Data lines
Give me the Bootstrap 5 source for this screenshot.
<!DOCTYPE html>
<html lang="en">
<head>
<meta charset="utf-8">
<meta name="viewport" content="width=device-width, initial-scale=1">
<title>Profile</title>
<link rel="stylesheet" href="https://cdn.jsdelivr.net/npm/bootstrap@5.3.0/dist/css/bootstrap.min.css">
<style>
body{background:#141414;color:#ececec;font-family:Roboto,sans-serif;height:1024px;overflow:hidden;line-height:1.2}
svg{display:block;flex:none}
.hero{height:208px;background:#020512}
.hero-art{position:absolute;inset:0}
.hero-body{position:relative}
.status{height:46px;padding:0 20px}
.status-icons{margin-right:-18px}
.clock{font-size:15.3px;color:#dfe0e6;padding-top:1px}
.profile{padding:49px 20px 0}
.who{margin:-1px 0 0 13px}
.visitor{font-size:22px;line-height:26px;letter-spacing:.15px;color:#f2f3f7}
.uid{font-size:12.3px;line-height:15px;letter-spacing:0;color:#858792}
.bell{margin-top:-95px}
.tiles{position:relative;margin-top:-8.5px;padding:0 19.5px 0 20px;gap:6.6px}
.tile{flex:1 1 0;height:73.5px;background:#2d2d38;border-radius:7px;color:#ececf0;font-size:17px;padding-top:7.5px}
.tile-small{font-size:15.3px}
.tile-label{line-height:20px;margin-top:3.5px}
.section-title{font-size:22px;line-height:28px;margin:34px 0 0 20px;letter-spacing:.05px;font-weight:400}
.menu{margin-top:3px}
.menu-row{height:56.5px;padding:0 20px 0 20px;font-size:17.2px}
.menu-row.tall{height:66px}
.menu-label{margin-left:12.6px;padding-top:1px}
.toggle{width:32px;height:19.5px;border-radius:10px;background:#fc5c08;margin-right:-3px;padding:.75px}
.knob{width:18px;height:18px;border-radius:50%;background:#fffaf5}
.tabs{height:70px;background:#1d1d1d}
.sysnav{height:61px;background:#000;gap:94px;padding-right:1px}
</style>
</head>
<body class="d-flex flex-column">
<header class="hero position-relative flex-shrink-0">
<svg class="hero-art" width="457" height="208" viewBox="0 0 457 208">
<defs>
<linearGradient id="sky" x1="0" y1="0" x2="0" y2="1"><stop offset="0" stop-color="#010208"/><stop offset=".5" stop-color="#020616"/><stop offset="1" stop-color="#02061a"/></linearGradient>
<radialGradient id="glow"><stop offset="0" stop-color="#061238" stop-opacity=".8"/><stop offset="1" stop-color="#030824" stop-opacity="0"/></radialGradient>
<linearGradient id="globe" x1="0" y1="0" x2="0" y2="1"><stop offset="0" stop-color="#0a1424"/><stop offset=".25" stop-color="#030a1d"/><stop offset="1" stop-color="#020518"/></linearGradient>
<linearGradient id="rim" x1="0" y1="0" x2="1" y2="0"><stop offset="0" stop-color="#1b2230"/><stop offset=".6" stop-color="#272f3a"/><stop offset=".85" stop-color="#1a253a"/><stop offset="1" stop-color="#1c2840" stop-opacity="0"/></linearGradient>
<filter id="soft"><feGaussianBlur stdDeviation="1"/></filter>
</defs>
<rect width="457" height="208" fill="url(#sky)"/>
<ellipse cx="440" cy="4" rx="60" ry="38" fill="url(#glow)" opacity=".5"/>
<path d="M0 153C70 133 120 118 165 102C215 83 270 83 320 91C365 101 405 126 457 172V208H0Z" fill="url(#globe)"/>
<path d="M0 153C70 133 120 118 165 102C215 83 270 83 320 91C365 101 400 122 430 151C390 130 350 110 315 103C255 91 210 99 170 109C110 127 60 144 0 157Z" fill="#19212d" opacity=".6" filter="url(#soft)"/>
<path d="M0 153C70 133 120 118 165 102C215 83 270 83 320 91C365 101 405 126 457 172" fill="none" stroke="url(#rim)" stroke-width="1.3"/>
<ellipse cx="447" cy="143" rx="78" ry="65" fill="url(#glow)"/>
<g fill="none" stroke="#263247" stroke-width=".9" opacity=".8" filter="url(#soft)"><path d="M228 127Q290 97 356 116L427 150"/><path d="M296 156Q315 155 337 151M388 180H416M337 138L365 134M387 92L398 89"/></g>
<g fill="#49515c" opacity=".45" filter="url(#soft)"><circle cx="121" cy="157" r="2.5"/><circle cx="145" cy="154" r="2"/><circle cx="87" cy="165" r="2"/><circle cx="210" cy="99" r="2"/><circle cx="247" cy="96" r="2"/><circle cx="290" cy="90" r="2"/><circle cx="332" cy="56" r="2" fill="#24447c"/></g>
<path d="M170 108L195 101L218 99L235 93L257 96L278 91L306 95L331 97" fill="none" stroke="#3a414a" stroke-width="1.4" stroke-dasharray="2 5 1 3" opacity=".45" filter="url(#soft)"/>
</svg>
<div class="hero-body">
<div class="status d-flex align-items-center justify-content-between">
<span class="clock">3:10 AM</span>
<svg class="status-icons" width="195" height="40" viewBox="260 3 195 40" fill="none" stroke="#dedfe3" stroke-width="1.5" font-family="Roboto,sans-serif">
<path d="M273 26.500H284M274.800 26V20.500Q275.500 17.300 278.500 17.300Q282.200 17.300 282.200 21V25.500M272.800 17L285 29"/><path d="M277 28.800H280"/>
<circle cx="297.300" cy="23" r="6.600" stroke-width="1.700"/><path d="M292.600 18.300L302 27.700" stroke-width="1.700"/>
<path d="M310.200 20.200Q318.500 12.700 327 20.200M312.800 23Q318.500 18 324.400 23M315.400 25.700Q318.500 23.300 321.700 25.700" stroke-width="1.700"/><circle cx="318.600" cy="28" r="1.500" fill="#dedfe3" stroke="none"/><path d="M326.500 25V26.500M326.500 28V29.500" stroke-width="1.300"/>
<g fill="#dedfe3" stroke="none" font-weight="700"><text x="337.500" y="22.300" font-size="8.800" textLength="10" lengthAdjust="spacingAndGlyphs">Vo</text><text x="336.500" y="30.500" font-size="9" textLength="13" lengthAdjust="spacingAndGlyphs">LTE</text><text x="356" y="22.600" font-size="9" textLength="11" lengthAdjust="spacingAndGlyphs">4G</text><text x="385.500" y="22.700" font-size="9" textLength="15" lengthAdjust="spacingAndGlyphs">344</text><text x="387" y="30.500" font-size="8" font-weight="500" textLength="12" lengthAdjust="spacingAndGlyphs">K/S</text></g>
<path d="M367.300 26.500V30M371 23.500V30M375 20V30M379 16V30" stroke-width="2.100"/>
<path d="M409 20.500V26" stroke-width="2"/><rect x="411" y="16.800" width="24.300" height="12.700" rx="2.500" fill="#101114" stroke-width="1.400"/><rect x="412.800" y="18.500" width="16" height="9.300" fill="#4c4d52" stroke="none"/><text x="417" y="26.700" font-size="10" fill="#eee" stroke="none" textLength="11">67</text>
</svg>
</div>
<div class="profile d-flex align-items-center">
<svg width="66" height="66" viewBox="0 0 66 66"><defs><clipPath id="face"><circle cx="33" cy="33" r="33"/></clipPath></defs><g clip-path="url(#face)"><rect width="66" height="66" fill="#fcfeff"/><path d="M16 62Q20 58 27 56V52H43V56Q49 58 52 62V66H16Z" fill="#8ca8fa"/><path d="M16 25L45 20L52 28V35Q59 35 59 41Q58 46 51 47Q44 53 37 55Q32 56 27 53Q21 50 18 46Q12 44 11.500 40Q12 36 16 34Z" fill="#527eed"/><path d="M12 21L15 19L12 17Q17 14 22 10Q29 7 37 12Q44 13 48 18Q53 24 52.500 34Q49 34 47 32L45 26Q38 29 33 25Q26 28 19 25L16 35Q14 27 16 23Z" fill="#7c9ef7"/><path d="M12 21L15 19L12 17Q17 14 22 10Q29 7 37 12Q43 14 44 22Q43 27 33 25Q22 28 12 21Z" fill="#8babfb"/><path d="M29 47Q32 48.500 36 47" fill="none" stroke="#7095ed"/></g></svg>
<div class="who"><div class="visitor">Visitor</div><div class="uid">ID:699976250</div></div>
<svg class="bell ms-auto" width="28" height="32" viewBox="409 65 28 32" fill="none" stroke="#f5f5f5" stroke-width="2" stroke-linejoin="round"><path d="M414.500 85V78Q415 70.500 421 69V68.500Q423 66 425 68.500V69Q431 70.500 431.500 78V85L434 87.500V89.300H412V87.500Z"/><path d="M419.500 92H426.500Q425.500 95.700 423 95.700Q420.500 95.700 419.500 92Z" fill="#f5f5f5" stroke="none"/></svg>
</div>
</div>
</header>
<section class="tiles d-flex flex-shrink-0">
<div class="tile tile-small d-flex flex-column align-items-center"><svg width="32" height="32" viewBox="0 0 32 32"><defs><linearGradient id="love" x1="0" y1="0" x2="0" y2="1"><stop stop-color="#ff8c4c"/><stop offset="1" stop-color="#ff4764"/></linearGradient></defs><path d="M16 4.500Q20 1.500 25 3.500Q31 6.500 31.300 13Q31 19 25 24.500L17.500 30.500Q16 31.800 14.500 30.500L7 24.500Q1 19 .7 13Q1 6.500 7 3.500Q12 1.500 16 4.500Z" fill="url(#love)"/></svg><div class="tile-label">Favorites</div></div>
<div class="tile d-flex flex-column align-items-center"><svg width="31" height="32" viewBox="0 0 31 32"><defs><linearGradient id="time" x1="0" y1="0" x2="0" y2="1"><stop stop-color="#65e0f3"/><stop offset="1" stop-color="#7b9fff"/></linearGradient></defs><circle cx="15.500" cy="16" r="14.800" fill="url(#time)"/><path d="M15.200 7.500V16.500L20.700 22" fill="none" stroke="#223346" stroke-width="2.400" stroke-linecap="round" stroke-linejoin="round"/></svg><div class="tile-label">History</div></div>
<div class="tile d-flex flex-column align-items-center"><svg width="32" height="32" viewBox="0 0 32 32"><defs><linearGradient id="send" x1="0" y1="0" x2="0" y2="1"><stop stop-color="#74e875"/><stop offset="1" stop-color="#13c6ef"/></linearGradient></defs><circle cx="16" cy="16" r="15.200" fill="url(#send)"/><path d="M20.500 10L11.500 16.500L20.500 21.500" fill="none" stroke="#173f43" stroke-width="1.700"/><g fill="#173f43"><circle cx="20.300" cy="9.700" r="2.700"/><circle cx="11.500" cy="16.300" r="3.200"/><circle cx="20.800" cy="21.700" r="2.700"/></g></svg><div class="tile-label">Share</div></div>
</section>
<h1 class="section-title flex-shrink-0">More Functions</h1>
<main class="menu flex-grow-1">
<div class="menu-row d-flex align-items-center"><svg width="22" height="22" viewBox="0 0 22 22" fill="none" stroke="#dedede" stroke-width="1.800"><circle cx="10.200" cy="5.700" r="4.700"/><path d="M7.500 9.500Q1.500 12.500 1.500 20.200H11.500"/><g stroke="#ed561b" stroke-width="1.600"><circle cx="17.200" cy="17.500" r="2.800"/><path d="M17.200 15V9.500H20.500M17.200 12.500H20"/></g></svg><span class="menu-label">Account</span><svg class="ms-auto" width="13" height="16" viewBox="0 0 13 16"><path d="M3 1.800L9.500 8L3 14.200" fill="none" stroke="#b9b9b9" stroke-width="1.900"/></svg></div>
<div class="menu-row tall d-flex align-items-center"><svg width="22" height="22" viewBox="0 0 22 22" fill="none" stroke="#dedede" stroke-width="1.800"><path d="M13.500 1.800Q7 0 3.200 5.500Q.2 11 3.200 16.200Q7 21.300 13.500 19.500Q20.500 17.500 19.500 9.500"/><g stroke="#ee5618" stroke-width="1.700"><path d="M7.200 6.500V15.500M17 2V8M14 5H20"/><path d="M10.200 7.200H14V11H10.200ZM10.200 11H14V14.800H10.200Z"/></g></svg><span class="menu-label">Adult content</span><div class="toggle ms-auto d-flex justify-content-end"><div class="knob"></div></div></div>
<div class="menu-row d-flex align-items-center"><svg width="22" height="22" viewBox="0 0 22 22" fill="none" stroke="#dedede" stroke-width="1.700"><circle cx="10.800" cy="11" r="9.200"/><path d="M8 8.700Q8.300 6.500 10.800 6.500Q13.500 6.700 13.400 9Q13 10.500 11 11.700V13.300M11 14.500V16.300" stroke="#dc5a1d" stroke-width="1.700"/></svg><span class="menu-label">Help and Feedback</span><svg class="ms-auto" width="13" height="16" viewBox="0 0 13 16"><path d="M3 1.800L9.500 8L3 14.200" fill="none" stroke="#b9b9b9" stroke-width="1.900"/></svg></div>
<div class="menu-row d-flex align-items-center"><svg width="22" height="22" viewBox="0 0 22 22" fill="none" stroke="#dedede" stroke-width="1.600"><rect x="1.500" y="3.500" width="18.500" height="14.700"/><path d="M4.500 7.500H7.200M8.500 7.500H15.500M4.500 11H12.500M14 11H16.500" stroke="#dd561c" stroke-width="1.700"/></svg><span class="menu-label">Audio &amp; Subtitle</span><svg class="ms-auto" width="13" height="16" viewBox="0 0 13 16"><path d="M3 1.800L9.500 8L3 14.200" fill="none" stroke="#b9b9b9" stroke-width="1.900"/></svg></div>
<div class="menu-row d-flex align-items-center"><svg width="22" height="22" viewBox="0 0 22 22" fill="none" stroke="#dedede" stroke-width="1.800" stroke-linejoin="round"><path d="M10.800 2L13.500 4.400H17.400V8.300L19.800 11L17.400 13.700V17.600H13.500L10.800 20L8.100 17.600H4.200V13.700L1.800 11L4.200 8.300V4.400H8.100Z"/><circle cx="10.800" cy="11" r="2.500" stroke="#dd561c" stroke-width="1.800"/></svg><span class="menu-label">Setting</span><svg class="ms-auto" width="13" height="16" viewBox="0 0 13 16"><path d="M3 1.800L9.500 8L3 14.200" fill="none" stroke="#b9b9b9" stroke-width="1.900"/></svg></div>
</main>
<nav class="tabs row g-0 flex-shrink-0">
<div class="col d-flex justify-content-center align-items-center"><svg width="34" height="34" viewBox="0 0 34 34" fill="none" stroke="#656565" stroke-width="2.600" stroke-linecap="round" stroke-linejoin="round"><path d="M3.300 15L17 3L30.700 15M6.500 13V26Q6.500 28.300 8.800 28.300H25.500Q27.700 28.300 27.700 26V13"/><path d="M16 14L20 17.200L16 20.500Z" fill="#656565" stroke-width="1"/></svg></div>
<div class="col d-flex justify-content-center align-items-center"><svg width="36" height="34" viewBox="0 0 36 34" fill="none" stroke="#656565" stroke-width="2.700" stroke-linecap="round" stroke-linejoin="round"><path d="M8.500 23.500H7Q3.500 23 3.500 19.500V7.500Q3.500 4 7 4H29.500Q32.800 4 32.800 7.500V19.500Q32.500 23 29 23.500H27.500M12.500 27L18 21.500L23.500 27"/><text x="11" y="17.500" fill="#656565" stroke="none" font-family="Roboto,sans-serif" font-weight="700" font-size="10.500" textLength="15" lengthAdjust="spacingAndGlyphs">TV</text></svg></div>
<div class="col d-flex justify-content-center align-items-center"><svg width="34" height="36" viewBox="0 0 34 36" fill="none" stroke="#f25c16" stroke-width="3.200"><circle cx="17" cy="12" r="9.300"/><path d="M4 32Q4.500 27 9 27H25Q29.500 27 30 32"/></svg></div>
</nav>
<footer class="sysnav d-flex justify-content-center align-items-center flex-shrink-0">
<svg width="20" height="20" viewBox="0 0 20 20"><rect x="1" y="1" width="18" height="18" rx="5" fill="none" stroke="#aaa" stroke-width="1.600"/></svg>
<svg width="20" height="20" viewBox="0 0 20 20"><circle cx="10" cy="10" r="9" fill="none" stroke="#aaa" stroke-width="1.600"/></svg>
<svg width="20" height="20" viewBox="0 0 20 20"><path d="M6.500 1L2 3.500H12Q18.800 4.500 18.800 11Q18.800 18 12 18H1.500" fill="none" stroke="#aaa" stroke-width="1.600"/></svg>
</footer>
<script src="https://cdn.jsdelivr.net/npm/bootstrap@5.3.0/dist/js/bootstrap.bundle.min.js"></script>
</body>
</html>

==

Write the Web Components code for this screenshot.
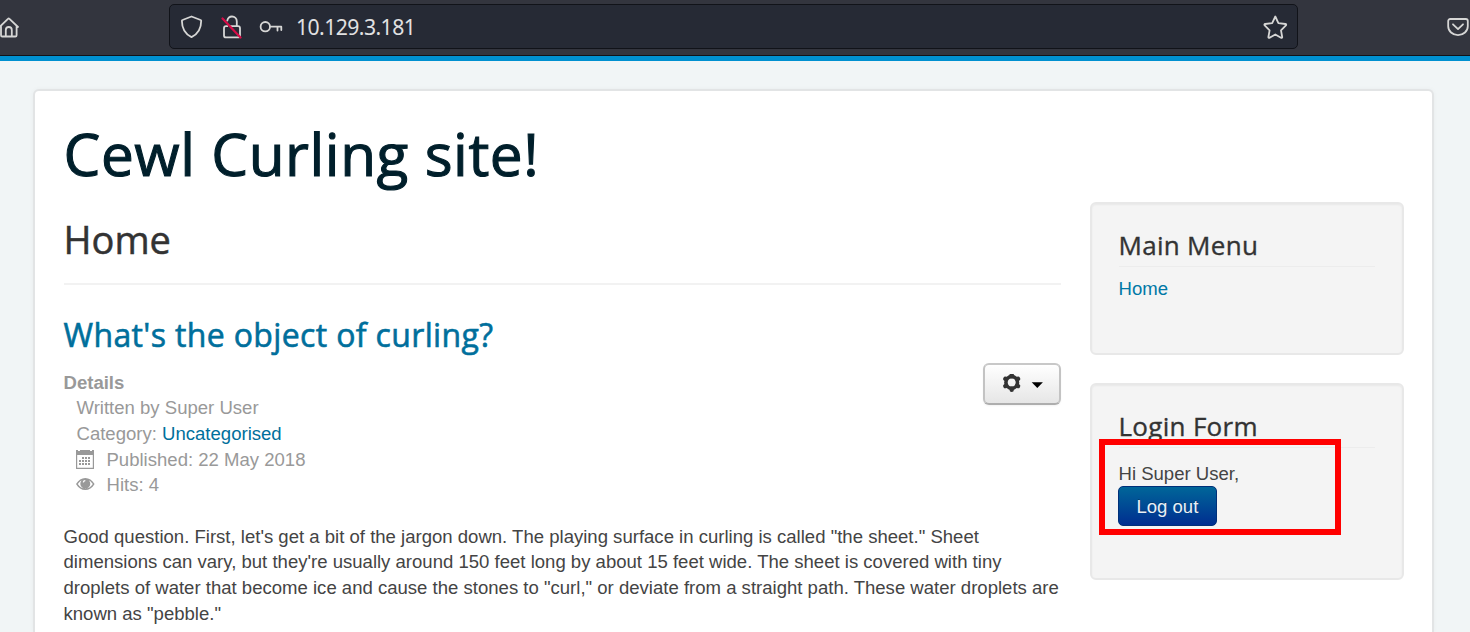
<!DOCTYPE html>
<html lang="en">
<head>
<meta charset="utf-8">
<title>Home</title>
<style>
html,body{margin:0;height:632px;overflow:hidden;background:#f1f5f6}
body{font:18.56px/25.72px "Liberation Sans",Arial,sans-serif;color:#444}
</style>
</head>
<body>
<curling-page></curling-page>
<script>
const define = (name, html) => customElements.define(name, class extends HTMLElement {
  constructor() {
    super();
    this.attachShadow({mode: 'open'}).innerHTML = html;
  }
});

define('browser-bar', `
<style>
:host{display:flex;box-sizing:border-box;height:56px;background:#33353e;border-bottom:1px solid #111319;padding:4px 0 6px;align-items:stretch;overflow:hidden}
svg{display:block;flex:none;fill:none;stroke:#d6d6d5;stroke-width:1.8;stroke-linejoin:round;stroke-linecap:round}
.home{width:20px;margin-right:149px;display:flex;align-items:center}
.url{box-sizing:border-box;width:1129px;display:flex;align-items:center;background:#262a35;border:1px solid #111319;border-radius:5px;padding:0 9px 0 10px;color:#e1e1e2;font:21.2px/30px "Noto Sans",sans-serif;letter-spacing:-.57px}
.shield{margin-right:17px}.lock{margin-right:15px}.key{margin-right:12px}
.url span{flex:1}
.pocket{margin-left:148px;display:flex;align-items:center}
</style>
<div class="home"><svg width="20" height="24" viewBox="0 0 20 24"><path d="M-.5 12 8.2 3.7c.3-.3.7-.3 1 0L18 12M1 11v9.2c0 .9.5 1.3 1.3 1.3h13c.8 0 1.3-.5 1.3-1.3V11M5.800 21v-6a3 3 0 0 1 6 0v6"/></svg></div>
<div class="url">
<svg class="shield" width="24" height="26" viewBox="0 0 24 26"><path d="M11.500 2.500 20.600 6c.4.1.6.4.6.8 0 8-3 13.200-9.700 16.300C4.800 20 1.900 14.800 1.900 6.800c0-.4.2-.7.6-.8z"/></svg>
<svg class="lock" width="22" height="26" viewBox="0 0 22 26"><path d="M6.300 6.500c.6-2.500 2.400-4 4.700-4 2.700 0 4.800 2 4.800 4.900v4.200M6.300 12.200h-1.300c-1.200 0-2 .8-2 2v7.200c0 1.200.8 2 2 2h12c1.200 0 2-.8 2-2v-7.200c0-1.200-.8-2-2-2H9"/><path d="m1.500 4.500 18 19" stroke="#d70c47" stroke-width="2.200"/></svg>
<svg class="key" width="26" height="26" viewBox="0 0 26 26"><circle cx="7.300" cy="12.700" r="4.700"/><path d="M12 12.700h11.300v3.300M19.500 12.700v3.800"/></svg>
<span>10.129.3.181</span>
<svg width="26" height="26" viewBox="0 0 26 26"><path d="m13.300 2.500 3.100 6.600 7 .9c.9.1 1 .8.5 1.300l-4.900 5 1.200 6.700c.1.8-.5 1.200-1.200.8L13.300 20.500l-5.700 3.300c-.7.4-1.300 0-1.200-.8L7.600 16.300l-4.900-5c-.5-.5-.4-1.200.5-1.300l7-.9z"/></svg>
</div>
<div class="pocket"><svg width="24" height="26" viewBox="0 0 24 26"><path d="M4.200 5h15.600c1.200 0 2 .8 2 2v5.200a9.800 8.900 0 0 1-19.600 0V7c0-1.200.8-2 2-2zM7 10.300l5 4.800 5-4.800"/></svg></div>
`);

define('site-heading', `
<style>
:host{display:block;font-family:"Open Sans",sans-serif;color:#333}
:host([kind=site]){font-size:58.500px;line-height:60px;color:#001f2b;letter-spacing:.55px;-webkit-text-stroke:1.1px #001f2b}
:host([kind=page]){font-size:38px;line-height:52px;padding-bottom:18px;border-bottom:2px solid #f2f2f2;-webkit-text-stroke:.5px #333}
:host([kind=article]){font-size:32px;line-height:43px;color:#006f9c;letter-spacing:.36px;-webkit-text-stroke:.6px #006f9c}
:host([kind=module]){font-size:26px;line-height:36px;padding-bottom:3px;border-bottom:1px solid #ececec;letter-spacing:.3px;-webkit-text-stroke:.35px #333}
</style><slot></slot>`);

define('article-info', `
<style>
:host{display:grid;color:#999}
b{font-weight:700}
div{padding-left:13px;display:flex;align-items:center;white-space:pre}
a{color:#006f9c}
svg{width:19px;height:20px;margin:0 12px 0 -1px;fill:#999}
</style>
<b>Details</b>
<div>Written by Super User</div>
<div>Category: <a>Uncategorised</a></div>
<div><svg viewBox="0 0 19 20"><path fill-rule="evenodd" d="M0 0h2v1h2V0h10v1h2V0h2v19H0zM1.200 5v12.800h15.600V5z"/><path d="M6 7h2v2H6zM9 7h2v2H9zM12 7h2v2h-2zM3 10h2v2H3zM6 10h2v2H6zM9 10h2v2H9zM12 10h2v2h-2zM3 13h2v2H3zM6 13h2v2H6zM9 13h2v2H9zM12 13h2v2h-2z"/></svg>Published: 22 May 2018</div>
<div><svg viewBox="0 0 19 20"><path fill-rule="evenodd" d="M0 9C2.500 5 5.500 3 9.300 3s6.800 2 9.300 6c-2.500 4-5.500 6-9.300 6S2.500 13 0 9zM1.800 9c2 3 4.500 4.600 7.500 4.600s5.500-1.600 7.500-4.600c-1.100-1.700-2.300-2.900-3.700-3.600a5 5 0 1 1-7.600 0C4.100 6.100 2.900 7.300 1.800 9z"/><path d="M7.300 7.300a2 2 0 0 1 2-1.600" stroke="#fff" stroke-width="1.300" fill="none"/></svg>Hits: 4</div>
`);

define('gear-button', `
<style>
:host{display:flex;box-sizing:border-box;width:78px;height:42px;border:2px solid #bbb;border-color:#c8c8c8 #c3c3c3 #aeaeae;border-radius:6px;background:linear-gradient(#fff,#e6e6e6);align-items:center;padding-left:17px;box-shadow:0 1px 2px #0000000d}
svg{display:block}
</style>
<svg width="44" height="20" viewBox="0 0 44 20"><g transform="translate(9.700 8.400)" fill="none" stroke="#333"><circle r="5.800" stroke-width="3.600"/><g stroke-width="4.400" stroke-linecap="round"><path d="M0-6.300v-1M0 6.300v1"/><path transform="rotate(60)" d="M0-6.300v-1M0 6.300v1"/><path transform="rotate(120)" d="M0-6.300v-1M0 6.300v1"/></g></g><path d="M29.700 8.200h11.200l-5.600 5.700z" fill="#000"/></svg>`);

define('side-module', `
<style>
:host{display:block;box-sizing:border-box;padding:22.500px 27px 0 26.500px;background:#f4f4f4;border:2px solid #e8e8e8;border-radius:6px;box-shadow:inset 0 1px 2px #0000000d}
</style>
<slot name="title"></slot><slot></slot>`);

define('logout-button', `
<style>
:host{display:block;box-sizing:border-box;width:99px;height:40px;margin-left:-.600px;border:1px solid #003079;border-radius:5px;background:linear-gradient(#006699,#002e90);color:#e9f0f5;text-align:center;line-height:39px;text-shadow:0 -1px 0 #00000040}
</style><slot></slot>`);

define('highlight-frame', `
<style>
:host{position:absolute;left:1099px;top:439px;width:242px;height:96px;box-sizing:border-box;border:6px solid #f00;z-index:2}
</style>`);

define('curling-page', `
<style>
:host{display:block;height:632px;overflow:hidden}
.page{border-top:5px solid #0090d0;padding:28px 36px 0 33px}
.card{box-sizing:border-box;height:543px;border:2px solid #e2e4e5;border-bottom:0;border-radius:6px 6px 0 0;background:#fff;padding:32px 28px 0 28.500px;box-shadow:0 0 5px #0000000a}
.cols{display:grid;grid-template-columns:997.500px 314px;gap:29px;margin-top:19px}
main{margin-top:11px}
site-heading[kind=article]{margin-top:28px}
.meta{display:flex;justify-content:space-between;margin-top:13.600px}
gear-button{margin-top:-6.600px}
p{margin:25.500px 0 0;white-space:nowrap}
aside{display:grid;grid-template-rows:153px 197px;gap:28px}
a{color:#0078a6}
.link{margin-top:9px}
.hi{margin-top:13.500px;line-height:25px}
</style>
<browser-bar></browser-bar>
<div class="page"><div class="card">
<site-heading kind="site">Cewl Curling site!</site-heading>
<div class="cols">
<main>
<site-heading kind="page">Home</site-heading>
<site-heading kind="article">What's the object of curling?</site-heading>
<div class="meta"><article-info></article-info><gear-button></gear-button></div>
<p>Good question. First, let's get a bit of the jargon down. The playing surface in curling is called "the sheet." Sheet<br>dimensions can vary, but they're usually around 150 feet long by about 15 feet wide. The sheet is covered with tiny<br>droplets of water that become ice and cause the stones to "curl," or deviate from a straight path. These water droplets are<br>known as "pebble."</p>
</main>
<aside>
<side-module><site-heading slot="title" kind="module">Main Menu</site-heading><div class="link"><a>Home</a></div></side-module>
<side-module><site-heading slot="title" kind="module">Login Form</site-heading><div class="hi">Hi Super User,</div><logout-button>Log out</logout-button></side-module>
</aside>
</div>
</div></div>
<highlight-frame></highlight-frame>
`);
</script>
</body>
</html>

What you have to do
Filter the entries down to the lines with the word "screenshot" in them.

Result for this exercise
Give me the Bootstrap 5 source for this screenshot.
Write the Web Components code for this screenshot.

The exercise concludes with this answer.